Big Jack pulled off a tactical miracle that unforgettable afternoon — something England tried, and failed, to emulate at Wembley seven days ago.
But why on earth a team with their formidable attacking talent opted to defend the fastest-ever goal in a Euros final, from so early in the match onwards, is something only the manager Gareth Southgate can answer.
Moreover, why were England, with their poor record in spot kicks, clearly playing for penalties in extra time, against a team that had already won a shootout in the tournament and were therefore likely to be less fazed about this one?
I’m no tactics aficionado, but it’s clear that England ruined their best chance of a major trophy in 55 years through, ironically, indulging in a strategy their opponents invented.
People tend to forget England did something similar in the single-goal victories over Croatia and the Czechs during the group stage, when it was generally accepted that they’d stank the place out — and had ITV pundit Graeme Souness confidently declaring that “football ain’t coming home with this England team.”
They upped the attacking ante in the knockout games, to great effect, yet reverted to those dreadful, negative defensive mores in the final, despite having the huge stadium rocking after that Luke Shaw goal.
Once Italy had mentally regrouped from the early shock of falling behind, however, they easily outplayed and outpassed their opponents — and Southgate will surely look back on the possession and attacking stats as, frankly, embarrassing for major title contenders playing at home in front of such a raucous crowd.
“I’m starting to get a really ominous feeling about this,” admitted the BBC commentator early in the second half — when it was still 1-0 to England, but whose frontline strikers Harry Kane and Raheem Sterling were being completely nullified by the ‘Antique Rogues Show’ of Leonardo Bonucci and Giorgio Chiellini.
Bonucci, with the £100m-rated England captain safely tucked into his back pocket, even had time to stroll upfield for the Italian equaliser.
Yet we wouldn’t be having all this pearl-clutching if the shootout lottery had fallen in England’s favour.
How they got there wouldn’t have mattered. The fact that they didn’t, however, matters more than anything now.
It’s often said in sport that people soon forget who finishes second, but supporters of the losers have long memories.
The navel gazing on this one will continue until… well, until England win next year’s World Cup, which the studio experts confidently informed us they would do, even as the victorious Italians were parading their sixth major trophy around Wembley.

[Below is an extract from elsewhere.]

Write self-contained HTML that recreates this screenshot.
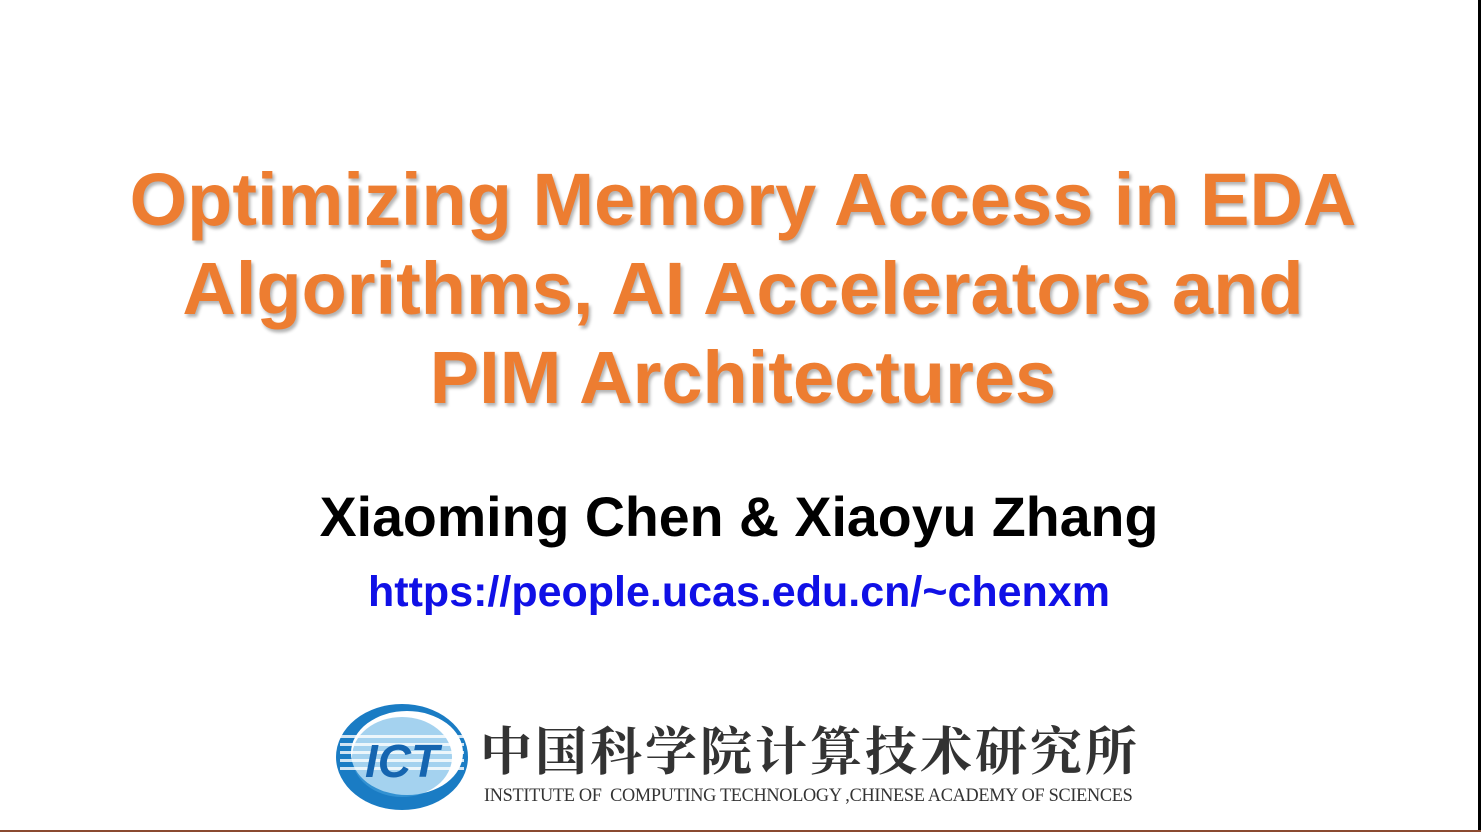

Confession: Italy have been my second favourite international team since that aforementioned 1978 World Cup in Argentina.
Funnily enough, I only started following them after they’d knocked England out in the qualifiers, my teenage logic following the lyrics of Buffalo Springfield legend Stephen Stills: “If you can’t be with the one you love, love the one you’re with.”
And something similar happened in 1994 after the Republic departed and the Italians graciously adopted me as part of their media entourage en route to that ill-fated decider in California against Brazil, when it was their turn to feel the pain of losing football’s big prize to a missed penalty in the shootout.
Even so, I’d have been more than content had Southgate’s men prevailed.
Having been an up-close observer of the similar near-miss at Euro 96, it would have been interesting to be part of an alternative universe in which they actually went all the way, where the successful spot-kick takers were lauded in perpetuity, where opportunistic politicians could hitch the result onto the buckling Brexit bandwagon.
Instead, we got a depressingly similar reaction to when England went out to Germany in the 1996 semi-final (“Your Honour, my client now accepts that it was stupid of him to smash up every German-made car that happened to be parked near the stadium”…) abuse of the supposed spot-kick culprit(s); drunken (and drug-addled) louts terrorising decent people and wilfully destroying property.
Oh, and next day, the thoroughly dispiriting sight of a Prime Minister and Home Secretary trying desperately, retrospectively and pathetically, to argue that they’d actually been behind “our boys” all the way.
It must have been some other Prime Minister and Home Secretary who were publicly refusing to condemn the racists jeering England players less than a month earlier.
With ‘supporters’ like Boris Johnson and Priti Patel, how could you fail?
Honestly, when England made it to the last hurdle, I was even ready to give a bye-ball to the infuriating, partisan media who, by that stage, had eschewed all pretence of objectivity or impartiality.
“Let’s not forget there’s another team in this final,” said Gary Lineker, more in hope than expectation, as the BBC went through a series of effusive, pre-match ‘this is our destiny’ montages — while, remarkably, ignoring the dramatic news story about ticketless louts ‘storming’ the very stadium they were presenting the show from.
To their credit, rival channel ITV did cover that terrifying episode in which stewards and ‘ordinary’ fans — including disabled ones and Italians — were attacked, a woman was sexually assaulted and young children left traumatised and in tears. The FA is now facing four Uefa disciplinary charges and a separate investigation over this.
I was even ready to let slide that oft-repeated remark about how well England players “conduct themselves” in the Southgate era, thinking it might be churlish to remind folk of the lurid tabloid headlines Kyle Walker, Jack Grealish and Phil Foden have engendered in recent months.
But it’s a tournament final and it’s been over half a century since the last one, so best not to ruin the feelgood narrative.
The pre and post-match behaviour, however — which included the mindless, xenophobic jeering of the opponents’ national anthem — is believed to have imperilled the UK (and Ireland’s) chances of hosting the 2030 World Cup.
It also showed yet again that, although a football manager has control over players and tactics, he/she is powerless to do nothing about the neanderthals and plankton who follow them.
For me, the most demoralising episode was the players who missed penalties feeling the need to publicly apologise for “letting people down”.
It’s those three gentlemen who are owed the most fulsome of apologies, not the other way round.